When my entire world opened up… by Kathy Hsieh

This piece was written by Kathy Hsieh in response to an article by Jen Graves in the Stranger’s SLOG and is republished with the permission of the author.  

I’m saddened and angered at such short-sighted thinking from the Office for Education. As a person of color who grew up in Seattle and received all of my education through the Seattle Public Schools, it was the arts that had the most significant impact on my life. Period. School was okay for me. I never really looked forward to it. I got good grades. But it was just something I was expected to do. I had always excelled in math and I loved to read on my own, but that had nothing to do with anything I was getting from school. It wasn’t until 7th grade when I had the opportunity to take an arts class that suddenly I looked forward to going to school each day. And that was huge – actually wanting to attend school each day. The arts classes actually made me excited about my science classes. In biology, when we looked through the microscope, we had to draw what we saw and my Science teacher marveled at the detail of my scientific drawings.

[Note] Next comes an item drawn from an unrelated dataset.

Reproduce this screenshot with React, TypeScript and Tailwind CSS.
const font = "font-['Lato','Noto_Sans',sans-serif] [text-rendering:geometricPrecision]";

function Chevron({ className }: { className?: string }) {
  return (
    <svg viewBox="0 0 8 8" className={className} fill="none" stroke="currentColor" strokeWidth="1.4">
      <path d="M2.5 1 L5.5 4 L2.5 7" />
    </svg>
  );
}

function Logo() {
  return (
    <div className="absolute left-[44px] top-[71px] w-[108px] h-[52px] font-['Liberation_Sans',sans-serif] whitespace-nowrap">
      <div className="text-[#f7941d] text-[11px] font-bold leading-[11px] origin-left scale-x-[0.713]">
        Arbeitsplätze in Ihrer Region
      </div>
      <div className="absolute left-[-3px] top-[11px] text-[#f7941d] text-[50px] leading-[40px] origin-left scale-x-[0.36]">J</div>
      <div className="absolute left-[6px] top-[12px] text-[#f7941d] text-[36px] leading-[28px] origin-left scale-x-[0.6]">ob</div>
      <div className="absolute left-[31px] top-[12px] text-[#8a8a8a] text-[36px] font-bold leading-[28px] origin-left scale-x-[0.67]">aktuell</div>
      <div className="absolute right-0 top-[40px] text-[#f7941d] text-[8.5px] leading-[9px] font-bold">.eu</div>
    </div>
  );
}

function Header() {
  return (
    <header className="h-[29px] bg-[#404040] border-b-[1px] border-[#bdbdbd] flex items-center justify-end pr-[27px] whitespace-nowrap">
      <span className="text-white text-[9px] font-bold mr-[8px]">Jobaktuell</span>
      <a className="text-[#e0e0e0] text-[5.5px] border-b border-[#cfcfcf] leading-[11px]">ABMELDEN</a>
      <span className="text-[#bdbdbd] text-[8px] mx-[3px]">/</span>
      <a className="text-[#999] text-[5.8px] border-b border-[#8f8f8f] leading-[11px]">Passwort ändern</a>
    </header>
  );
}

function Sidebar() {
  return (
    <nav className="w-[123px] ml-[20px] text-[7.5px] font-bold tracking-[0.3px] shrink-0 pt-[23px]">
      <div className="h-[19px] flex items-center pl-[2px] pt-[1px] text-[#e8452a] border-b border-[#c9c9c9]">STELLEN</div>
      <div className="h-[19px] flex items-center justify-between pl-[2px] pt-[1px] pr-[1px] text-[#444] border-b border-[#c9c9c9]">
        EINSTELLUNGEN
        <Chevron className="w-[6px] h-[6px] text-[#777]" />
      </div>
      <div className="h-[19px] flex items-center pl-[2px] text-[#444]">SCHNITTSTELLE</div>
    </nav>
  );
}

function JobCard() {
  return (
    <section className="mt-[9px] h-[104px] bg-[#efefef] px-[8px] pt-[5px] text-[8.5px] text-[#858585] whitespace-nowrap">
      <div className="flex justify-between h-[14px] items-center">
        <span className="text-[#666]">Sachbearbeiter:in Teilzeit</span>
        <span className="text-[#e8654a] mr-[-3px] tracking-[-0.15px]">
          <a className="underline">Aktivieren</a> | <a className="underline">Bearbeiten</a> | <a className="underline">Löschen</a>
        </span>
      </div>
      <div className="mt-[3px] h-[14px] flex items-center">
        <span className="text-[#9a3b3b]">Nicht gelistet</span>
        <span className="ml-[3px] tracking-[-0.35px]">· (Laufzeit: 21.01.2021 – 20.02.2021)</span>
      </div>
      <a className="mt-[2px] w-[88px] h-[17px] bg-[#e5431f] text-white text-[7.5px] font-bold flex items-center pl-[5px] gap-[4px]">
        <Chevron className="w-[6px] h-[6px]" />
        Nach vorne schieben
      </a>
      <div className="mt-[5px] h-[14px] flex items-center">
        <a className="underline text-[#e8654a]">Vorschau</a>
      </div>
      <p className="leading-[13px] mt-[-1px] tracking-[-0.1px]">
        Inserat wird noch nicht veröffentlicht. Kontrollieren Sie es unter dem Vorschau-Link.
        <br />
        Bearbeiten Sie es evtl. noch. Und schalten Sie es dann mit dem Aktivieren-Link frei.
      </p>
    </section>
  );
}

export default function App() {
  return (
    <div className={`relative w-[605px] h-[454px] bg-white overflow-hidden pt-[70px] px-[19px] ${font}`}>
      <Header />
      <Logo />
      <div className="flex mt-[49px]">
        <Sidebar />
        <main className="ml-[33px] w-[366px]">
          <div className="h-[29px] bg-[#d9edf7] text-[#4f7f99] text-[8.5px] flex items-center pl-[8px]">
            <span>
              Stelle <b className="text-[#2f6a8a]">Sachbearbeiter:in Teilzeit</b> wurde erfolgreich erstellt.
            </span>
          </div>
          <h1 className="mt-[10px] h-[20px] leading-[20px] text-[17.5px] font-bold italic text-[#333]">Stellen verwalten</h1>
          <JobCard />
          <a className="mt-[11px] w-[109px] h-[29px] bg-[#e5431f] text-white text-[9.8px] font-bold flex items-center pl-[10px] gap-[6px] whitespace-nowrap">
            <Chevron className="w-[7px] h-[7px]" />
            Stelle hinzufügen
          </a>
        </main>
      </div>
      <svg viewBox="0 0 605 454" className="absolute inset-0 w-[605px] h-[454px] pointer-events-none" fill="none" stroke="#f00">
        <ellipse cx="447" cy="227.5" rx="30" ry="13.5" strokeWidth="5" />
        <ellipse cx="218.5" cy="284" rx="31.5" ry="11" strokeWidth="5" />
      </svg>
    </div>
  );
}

Kathy Hsieh, far left, pictured with Masumi Hayashi-Smith and Katie Tupper in ReAct's The Joy Luck Club. Photo by Rick Wong

When I got to high school however, imagine my disappointment when I realized there was no visual arts offering in the entire curriculum. Fortunately my 9th grade honors language arts teacher announced auditions for an after-school play. Since I had no other arts opportunity available, I auditioned and got a part. And that’s when my entire world opened up. I loved theatre. And it was theatre that finally made me passionate about school. Suddenly history came alive for me as I sought out books and opportunities to read and research more about the historic time periods of the plays we were doing. Having always been painfully shy, I gained immense confidence in doing public presentations which helped me in class debates. Our school didn’t have a budget for theatre, so those of us acting in the shows had to learn how to creatively get costumes and props and sets. I remember we needed a tree for one show and two of us went around our neighborhood and offered to prune people’s trees after school for next to nothing. We were able to fashion a tree for the set from the branches we had pruned and had some money to buy props with. For costumes, we went to a local vintage shop and offered to give them free ad space in our program in exchange for loaning us costumes. All of these ideas we came up with on our own – it was some of the best business training I’ve ever had.

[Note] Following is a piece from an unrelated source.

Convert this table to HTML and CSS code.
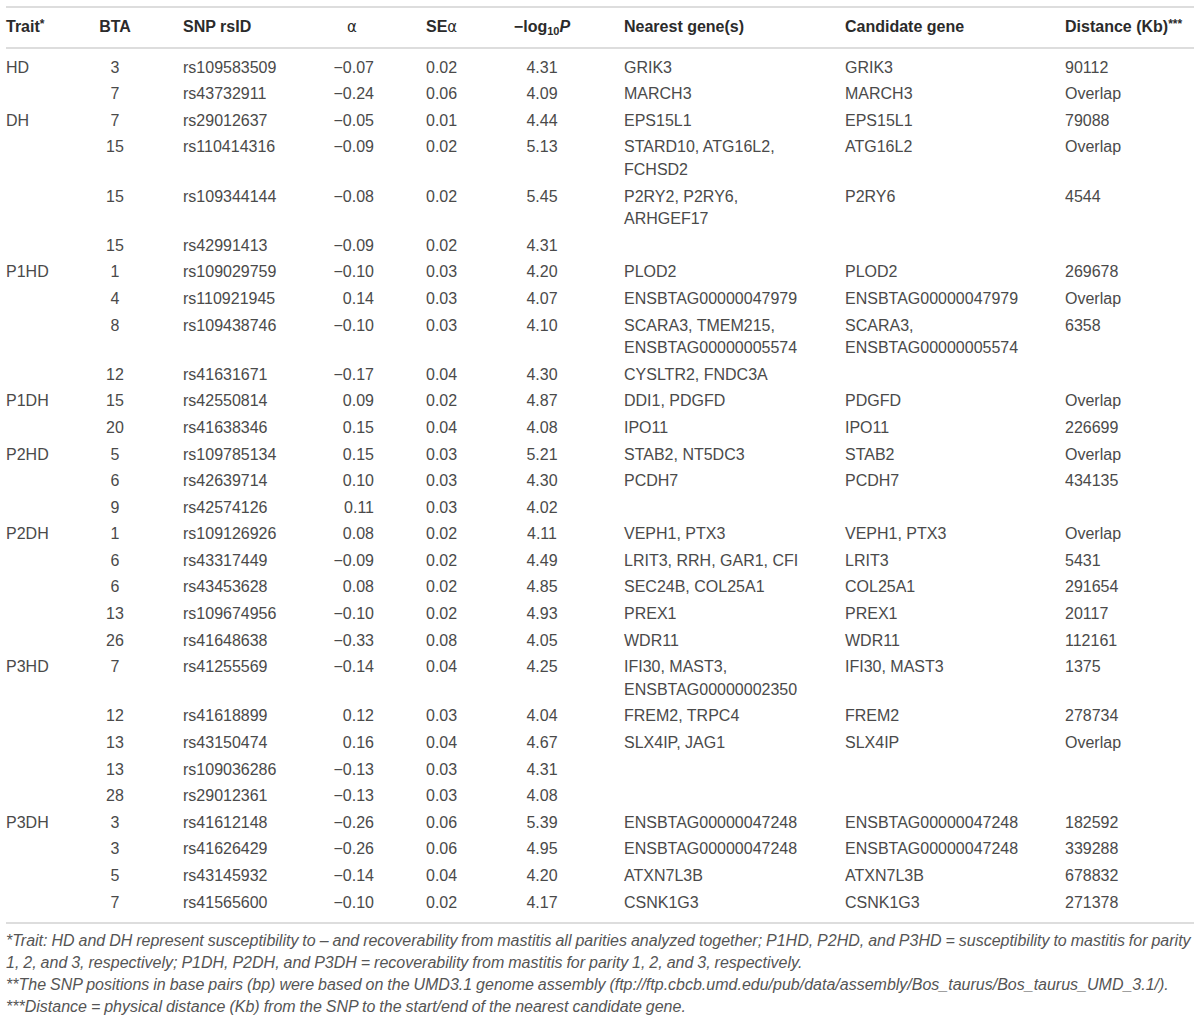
FILE: index.html
```html
<!DOCTYPE html>
<html lang="en">
<head>
    <meta charset="UTF-8">
    <meta name="viewport" content="width=device-width, initial-scale=1.0">
    <title>Significant SNPs for mastitis traits</title>
    <link rel="stylesheet" href="styles.css">
</head>
<body>
    <div id="wrapper">
        <table class="snp-table">
            <colgroup>
                <col class="c-trait">
                <col class="c-bta">
                <col class="c-snp">
                <col class="c-alpha">
                <col class="c-se">
                <col class="c-logp">
                <col class="c-near">
                <col class="c-cand">
                <col class="c-dist">
            </colgroup>
            <thead>
                <tr>
                    <th class="trait">Trait<sup>*</sup></th>
                    <th class="bta">BTA</th>
                    <th class="snp">SNP rsID</th>
                    <th class="alpha-head"><span class="greek">α</span></th>
                    <th class="se">SE<span class="greek">α</span></th>
                    <th class="logp">−log<sub>10</sub><i>P</i></th>
                    <th class="near">Nearest gene(s)</th>
                    <th class="cand">Candidate gene</th>
                    <th class="dist">Distance (Kb)<sup>***</sup></th>
                </tr>
            </thead>
            <tbody>
                <tr class="first"><td class="trait">HD</td><td class="bta">3</td><td class="snp">rs109583509</td><td class="alpha">−0.07</td><td class="se">0.02</td><td class="logp">4.31</td><td class="near">GRIK3</td><td class="cand">GRIK3</td><td class="dist">90112</td></tr>
                <tr><td class="trait"></td><td class="bta">7</td><td class="snp">rs43732911</td><td class="alpha">−0.24</td><td class="se">0.06</td><td class="logp">4.09</td><td class="near">MARCH3</td><td class="cand">MARCH3</td><td class="dist">Overlap</td></tr>
                <tr><td class="trait">DH</td><td class="bta">7</td><td class="snp">rs29012637</td><td class="alpha">−0.05</td><td class="se">0.01</td><td class="logp">4.44</td><td class="near">EPS15L1</td><td class="cand">EPS15L1</td><td class="dist">79088</td></tr>
                <tr><td class="trait"></td><td class="bta">15</td><td class="snp">rs110414316</td><td class="alpha">−0.09</td><td class="se">0.02</td><td class="logp">5.13</td><td class="near">STARD10, ATG16L2,<br>FCHSD2</td><td class="cand">ATG16L2</td><td class="dist">Overlap</td></tr>
                <tr><td class="trait"></td><td class="bta">15</td><td class="snp">rs109344144</td><td class="alpha">−0.08</td><td class="se">0.02</td><td class="logp">5.45</td><td class="near">P2RY2, P2RY6,<br>ARHGEF17</td><td class="cand">P2RY6</td><td class="dist">4544</td></tr>
                <tr><td class="trait"></td><td class="bta">15</td><td class="snp">rs42991413</td><td class="alpha">−0.09</td><td class="se">0.02</td><td class="logp">4.31</td><td class="near"></td><td class="cand"></td><td class="dist"></td></tr>
                <tr><td class="trait">P1HD</td><td class="bta">1</td><td class="snp">rs109029759</td><td class="alpha">−0.10</td><td class="se">0.03</td><td class="logp">4.20</td><td class="near">PLOD2</td><td class="cand">PLOD2</td><td class="dist">269678</td></tr>
                <tr><td class="trait"></td><td class="bta">4</td><td class="snp">rs110921945</td><td class="alpha">0.14</td><td class="se">0.03</td><td class="logp">4.07</td><td class="near">ENSBTAG00000047979</td><td class="cand">ENSBTAG00000047979</td><td class="dist">Overlap</td></tr>
                <tr><td class="trait"></td><td class="bta">8</td><td class="snp">rs109438746</td><td class="alpha">−0.10</td><td class="se">0.03</td><td class="logp">4.10</td><td class="near">SCARA3, TMEM215,<br>ENSBTAG00000005574</td><td class="cand">SCARA3,<br>ENSBTAG00000005574</td><td class="dist">6358</td></tr>
                <tr><td class="trait"></td><td class="bta">12</td><td class="snp">rs41631671</td><td class="alpha">−0.17</td><td class="se">0.04</td><td class="logp">4.30</td><td class="near">CYSLTR2, FNDC3A</td><td class="cand"></td><td class="dist"></td></tr>
                <tr><td class="trait">P1DH</td><td class="bta">15</td><td class="snp">rs42550814</td><td class="alpha">0.09</td><td class="se">0.02</td><td class="logp">4.87</td><td class="near">DDI1, PDGFD</td><td class="cand">PDGFD</td><td class="dist">Overlap</td></tr>
                <tr><td class="trait"></td><td class="bta">20</td><td class="snp">rs41638346</td><td class="alpha">0.15</td><td class="se">0.04</td><td class="logp">4.08</td><td class="near">IPO11</td><td class="cand">IPO11</td><td class="dist">226699</td></tr>
                <tr><td class="trait">P2HD</td><td class="bta">5</td><td class="snp">rs109785134</td><td class="alpha">0.15</td><td class="se">0.03</td><td class="logp">5.21</td><td class="near">STAB2, NT5DC3</td><td class="cand">STAB2</td><td class="dist">Overlap</td></tr>
                <tr><td class="trait"></td><td class="bta">6</td><td class="snp">rs42639714</td><td class="alpha">0.10</td><td class="se">0.03</td><td class="logp">4.30</td><td class="near">PCDH7</td><td class="cand">PCDH7</td><td class="dist">434135</td></tr>
                <tr><td class="trait"></td><td class="bta">9</td><td class="snp">rs42574126</td><td class="alpha">0.11</td><td class="se">0.03</td><td class="logp">4.02</td><td class="near"></td><td class="cand"></td><td class="dist"></td></tr>
                <tr><td class="trait">P2DH</td><td class="bta">1</td><td class="snp">rs109126926</td><td class="alpha">0.08</td><td class="se">0.02</td><td class="logp">4.11</td><td class="near">VEPH1, PTX3</td><td class="cand">VEPH1, PTX3</td><td class="dist">Overlap</td></tr>
                <tr><td class="trait"></td><td class="bta">6</td><td class="snp">rs43317449</td><td class="alpha">−0.09</td><td class="se">0.02</td><td class="logp">4.49</td><td class="near">LRIT3, RRH, GAR1, CFI</td><td class="cand">LRIT3</td><td class="dist">5431</td></tr>
                <tr><td class="trait"></td><td class="bta">6</td><td class="snp">rs43453628</td><td class="alpha">0.08</td><td class="se">0.02</td><td class="logp">4.85</td><td class="near">SEC24B, COL25A1</td><td class="cand">COL25A1</td><td class="dist">291654</td></tr>
                <tr><td class="trait"></td><td class="bta">13</td><td class="snp">rs109674956</td><td class="alpha">−0.10</td><td class="se">0.02</td><td class="logp">4.93</td><td class="near">PREX1</td><td class="cand">PREX1</td><td class="dist">20117</td></tr>
                <tr><td class="trait"></td><td class="bta">26</td><td class="snp">rs41648638</td><td class="alpha">−0.33</td><td class="se">0.08</td><td class="logp">4.05</td><td class="near">WDR11</td><td class="cand">WDR11</td><td class="dist">112161</td></tr>
                <tr><td class="trait">P3HD</td><td class="bta">7</td><td class="snp">rs41255569</td><td class="alpha">−0.14</td><td class="se">0.04</td><td class="logp">4.25</td><td class="near">IFI30, MAST3,<br>ENSBTAG00000002350</td><td class="cand">IFI30, MAST3</td><td class="dist">1375</td></tr>
                <tr><td class="trait"></td><td class="bta">12</td><td class="snp">rs41618899</td><td class="alpha">0.12</td><td class="se">0.03</td><td class="logp">4.04</td><td class="near">FREM2, TRPC4</td><td class="cand">FREM2</td><td class="dist">278734</td></tr>
                <tr><td class="trait"></td><td class="bta">13</td><td class="snp">rs43150474</td><td class="alpha">0.16</td><td class="se">0.04</td><td class="logp">4.67</td><td class="near">SLX4IP, JAG1</td><td class="cand">SLX4IP</td><td class="dist">Overlap</td></tr>
                <tr><td class="trait"></td><td class="bta">13</td><td class="snp">rs109036286</td><td class="alpha">−0.13</td><td class="se">0.03</td><td class="logp">4.31</td><td class="near"></td><td class="cand"></td><td class="dist"></td></tr>
                <tr><td class="trait"></td><td class="bta">28</td><td class="snp">rs29012361</td><td class="alpha">−0.13</td><td class="se">0.03</td><td class="logp">4.08</td><td class="near"></td><td class="cand"></td><td class="dist"></td></tr>
                <tr><td class="trait">P3DH</td><td class="bta">3</td><td class="snp">rs41612148</td><td class="alpha">−0.26</td><td class="se">0.06</td><td class="logp">5.39</td><td class="near">ENSBTAG00000047248</td><td class="cand">ENSBTAG00000047248</td><td class="dist">182592</td></tr>
                <tr><td class="trait"></td><td class="bta">3</td><td class="snp">rs41626429</td><td class="alpha">−0.26</td><td class="se">0.06</td><td class="logp">4.95</td><td class="near">ENSBTAG00000047248</td><td class="cand">ENSBTAG00000047248</td><td class="dist">339288</td></tr>
                <tr><td class="trait"></td><td class="bta">5</td><td class="snp">rs43145932</td><td class="alpha">−0.14</td><td class="se">0.04</td><td class="logp">4.20</td><td class="near">ATXN7L3B</td><td class="cand">ATXN7L3B</td><td class="dist">678832</td></tr>
                <tr class="last"><td class="trait"></td><td class="bta">7</td><td class="snp">rs41565600</td><td class="alpha">−0.10</td><td class="se">0.02</td><td class="logp">4.17</td><td class="near">CSNK1G3</td><td class="cand">CSNK1G3</td><td class="dist">271378</td></tr>
            </tbody>
        </table>

        <div class="notes">
            <p>*Trait: HD and DH represent susceptibility to – and recoverability from mastitis all parities analyzed together; P1HD, P2HD, and P3HD = susceptibility to mastitis for parity 1, 2, and 3, respectively; P1DH, P2DH, and P3DH = recoverability from mastitis for parity 1, 2, and 3, respectively.</p>
            <p>**The SNP positions in base pairs (bp) were based on the UMD3.1 genome assembly (ftp://ftp.cbcb.umd.edu/pub/data/assembly/Bos_taurus/Bos_taurus_UMD_3.1/).</p>
            <p>***Distance = physical distance (Kb) from the SNP to the start/end of the nearest candidate gene.</p>
        </div>
    </div>
</body>
</html>
```

FILE: styles.css
```css
body {
    margin: 0;
    background: #ffffff;
    font-family: "Liberation Sans", Arial, Helvetica, sans-serif;
    font-size: 16px;
    color: #4a4a4a;
}

#wrapper {
    padding: 6px 6px 0 6px;
}

.snp-table {
    width: 100%;
    border-collapse: collapse;
    table-layout: fixed;
}

/* column widths */
.c-trait { width: 60px; }
.c-bta { width: 98px; }
.c-snp { width: 136px; }
.c-alpha { width: 110px; }
.c-se { width: 70px; }
.c-logp { width: 124px; }
.c-near { width: 221px; }
.c-cand { width: 220px; }
.c-dist { width: 149px; }

.snp-table th,
.snp-table td {
    padding: 2px 0;
    line-height: 22.6px;
    text-align: left;
    vertical-align: top;
    font-weight: normal;
    white-space: nowrap;
}

.snp-table thead tr {
    border-top: 2px solid #dddddd;
    border-bottom: 2px solid #dddddd;
}

.snp-table th {
    padding: 8px 0 8px 0;
    font-weight: bold;
    color: #2b2b2b;
}

.snp-table tbody tr.first td { padding-top: 8px; }
.snp-table tbody tr.last td { padding-bottom: 8px; }
.snp-table tbody tr.last { border-bottom: 2px solid #dddddd; }

.snp-table .bta { text-align: center; }
.snp-table .snp { padding-left: 19px; }
.snp-table .alpha { text-align: right; padding-right: 36px; }
.snp-table .alpha-head { text-align: center; padding-right: 6px; }
.snp-table .se { padding-left: 16px; }
.snp-table .logp { text-align: center; }
.snp-table .near { padding-left: 20px; }
.snp-table .cand { padding-left: 20px; }
.snp-table .dist { padding-left: 20px; }

.greek {
    font-family: "DejaVu Sans", sans-serif;
    font-weight: normal;
    font-size: 15px;
}

th sup {
    font-size: 12px;
    vertical-align: 4px;
    line-height: 0;
}

th sub {
    font-size: 11px;
    vertical-align: -3px;
    line-height: 0;
}

.notes {
    padding-top: 6px;
    font-style: italic;
    color: #555555;
    word-spacing: -0.5px;
}

.notes p {
    margin: 0;
    line-height: 22px;
}
```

School, which had always been so-so, was now exciting. I was finally using my creativity and imagination. I now had a desire to read more, research more, study more because all of it really helped me be a better theatre artist. I ended up getting a 4.0 GPA, with all honors classes, being my high school valedictorian, a Hugh O’Brien Youth Leader, a Washington Scholar, a National Merit Scholar and won full scholarships to attend college. And I know for a fact that none of that would have been possible if I had not had the opportunity to participate in the after school theatre program at my high school.

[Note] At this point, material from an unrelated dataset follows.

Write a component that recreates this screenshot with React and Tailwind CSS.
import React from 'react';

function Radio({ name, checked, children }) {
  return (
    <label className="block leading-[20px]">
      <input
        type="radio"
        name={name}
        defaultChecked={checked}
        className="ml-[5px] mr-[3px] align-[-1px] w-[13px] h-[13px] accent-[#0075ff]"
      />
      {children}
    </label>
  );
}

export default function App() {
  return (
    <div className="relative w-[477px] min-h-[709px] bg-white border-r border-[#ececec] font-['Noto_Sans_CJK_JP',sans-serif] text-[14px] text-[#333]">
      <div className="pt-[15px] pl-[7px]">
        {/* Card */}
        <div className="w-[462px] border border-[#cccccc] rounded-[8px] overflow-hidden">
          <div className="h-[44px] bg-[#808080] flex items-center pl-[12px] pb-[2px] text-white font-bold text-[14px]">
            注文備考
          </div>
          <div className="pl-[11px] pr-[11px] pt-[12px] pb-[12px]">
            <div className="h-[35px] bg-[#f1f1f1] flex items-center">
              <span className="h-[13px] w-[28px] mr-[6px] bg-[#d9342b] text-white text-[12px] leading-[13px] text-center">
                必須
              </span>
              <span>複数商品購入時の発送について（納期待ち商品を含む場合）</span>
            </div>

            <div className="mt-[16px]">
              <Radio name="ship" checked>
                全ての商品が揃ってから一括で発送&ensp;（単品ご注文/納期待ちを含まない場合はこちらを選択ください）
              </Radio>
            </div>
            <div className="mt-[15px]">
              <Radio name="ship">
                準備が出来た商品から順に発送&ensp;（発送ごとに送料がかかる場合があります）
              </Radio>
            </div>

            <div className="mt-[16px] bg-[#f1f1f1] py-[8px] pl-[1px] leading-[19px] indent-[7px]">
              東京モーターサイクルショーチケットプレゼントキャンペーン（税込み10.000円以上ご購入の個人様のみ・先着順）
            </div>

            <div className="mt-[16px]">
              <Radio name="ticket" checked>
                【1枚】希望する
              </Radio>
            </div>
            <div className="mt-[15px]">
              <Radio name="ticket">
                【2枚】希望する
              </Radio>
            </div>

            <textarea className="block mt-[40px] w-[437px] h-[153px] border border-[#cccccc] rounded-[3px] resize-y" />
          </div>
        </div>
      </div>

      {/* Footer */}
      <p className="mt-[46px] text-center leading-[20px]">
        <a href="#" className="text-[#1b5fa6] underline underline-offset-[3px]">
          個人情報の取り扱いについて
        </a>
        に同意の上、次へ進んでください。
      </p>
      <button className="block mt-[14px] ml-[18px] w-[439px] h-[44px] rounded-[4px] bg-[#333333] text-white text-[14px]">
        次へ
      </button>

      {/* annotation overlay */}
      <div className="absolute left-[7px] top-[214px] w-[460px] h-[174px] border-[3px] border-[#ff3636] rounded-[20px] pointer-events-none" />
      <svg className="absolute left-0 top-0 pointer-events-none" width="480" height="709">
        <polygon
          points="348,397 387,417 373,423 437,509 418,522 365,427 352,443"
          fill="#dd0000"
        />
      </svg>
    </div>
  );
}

So can you statistically measure whether the arts had a direct impact on my test scores? Probably. But what I value the most, is that even though my Seattle Public School education had such limited arts opportunities, the two I was exposed to inspired me to want to learn, helped me develop self-confidence, and engaged me with others in such a dynamic way that I was finally able to grow out of my shyness. But maybe the Office for Education doesn’t care about those things and only wants programs that teach students how to take tests and if students score well, what does it matter if anything that might inspire, develop and engage them to be holistic, happy and fulfilled human beings are cut completely from their education?